**REQUIREMENT**: Wherever the string "with" appears in a line, extract that line.

[Collected data]
:::::

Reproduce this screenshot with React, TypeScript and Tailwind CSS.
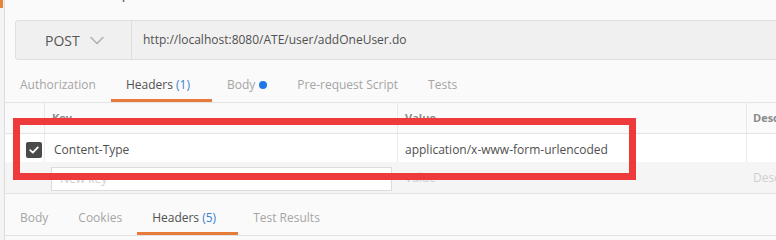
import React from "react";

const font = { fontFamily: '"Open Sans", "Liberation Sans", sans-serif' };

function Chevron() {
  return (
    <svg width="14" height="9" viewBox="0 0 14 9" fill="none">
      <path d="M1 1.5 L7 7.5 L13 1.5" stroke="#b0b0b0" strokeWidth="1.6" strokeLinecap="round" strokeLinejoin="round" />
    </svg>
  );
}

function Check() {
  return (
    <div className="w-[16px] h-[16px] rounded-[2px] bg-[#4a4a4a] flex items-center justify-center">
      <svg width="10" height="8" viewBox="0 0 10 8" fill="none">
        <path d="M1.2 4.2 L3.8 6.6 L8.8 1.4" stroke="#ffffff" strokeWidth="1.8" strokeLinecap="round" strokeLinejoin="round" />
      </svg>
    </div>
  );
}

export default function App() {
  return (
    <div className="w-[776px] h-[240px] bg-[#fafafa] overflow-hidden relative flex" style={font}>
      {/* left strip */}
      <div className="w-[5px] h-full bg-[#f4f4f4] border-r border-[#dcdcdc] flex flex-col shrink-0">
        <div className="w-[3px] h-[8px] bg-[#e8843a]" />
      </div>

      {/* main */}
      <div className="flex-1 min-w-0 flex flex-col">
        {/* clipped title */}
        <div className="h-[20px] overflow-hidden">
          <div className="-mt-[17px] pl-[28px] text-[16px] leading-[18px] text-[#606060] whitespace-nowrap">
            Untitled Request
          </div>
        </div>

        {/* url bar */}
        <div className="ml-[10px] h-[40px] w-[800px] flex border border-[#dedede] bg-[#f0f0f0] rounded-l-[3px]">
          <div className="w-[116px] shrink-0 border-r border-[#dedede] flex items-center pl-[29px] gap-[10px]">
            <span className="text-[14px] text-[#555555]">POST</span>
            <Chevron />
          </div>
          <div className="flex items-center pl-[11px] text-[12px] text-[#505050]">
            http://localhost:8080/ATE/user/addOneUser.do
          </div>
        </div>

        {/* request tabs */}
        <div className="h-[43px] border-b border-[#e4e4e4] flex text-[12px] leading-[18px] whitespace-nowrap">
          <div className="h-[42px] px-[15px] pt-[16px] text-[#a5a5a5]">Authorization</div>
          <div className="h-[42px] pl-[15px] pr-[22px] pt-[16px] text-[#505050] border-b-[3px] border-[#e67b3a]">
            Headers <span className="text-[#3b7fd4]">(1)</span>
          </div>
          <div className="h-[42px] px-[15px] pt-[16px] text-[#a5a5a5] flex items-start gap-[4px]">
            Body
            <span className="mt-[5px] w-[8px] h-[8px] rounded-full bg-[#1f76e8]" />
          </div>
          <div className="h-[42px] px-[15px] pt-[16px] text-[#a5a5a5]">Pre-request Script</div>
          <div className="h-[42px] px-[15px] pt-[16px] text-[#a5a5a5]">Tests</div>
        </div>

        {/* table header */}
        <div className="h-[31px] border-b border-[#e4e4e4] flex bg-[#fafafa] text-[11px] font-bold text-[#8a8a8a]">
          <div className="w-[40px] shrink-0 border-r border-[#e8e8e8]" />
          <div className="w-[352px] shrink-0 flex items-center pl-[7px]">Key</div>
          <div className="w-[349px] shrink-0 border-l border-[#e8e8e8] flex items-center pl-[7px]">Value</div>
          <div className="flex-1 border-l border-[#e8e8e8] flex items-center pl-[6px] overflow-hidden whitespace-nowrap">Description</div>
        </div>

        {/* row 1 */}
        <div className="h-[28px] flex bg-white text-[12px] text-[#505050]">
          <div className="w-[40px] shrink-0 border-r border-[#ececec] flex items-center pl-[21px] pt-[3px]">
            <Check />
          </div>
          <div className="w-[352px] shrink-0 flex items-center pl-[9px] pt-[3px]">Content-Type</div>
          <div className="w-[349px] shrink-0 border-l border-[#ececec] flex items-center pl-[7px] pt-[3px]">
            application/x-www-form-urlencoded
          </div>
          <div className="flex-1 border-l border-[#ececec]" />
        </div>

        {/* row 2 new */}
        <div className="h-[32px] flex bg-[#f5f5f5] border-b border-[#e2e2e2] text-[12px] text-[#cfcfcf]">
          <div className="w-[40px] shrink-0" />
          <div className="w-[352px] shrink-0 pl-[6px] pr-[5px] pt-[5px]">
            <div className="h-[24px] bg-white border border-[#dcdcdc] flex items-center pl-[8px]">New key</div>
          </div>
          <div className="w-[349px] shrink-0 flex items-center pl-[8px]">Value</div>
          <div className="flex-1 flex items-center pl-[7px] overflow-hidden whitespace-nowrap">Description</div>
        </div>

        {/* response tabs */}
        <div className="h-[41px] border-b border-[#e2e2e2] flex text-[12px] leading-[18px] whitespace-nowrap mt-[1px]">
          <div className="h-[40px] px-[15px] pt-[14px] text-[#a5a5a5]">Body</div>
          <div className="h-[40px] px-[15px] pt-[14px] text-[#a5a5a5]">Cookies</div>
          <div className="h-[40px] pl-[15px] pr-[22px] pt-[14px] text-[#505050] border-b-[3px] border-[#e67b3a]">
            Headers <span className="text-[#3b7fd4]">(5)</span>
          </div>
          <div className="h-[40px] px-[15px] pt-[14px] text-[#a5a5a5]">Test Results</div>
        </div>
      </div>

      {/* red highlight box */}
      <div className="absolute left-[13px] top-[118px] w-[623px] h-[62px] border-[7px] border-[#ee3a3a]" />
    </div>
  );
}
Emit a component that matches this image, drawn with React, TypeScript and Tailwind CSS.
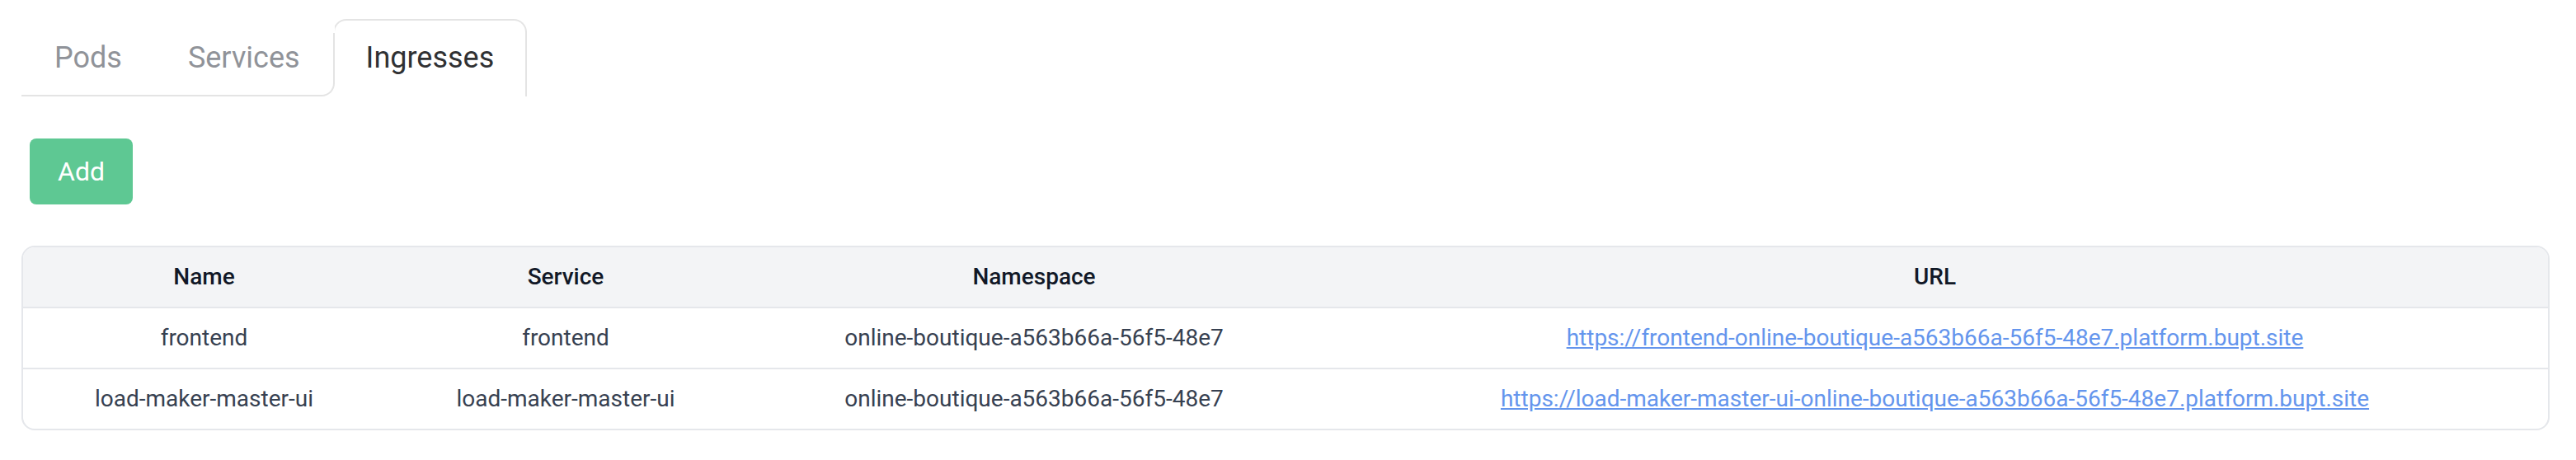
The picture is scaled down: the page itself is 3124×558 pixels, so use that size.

:::::

**SOLVED EXERCISE**:
Reproduce this screenshot with React, TypeScript and Tailwind CSS.
Emit a component that matches this image, drawn with React, TypeScript and Tailwind CSS.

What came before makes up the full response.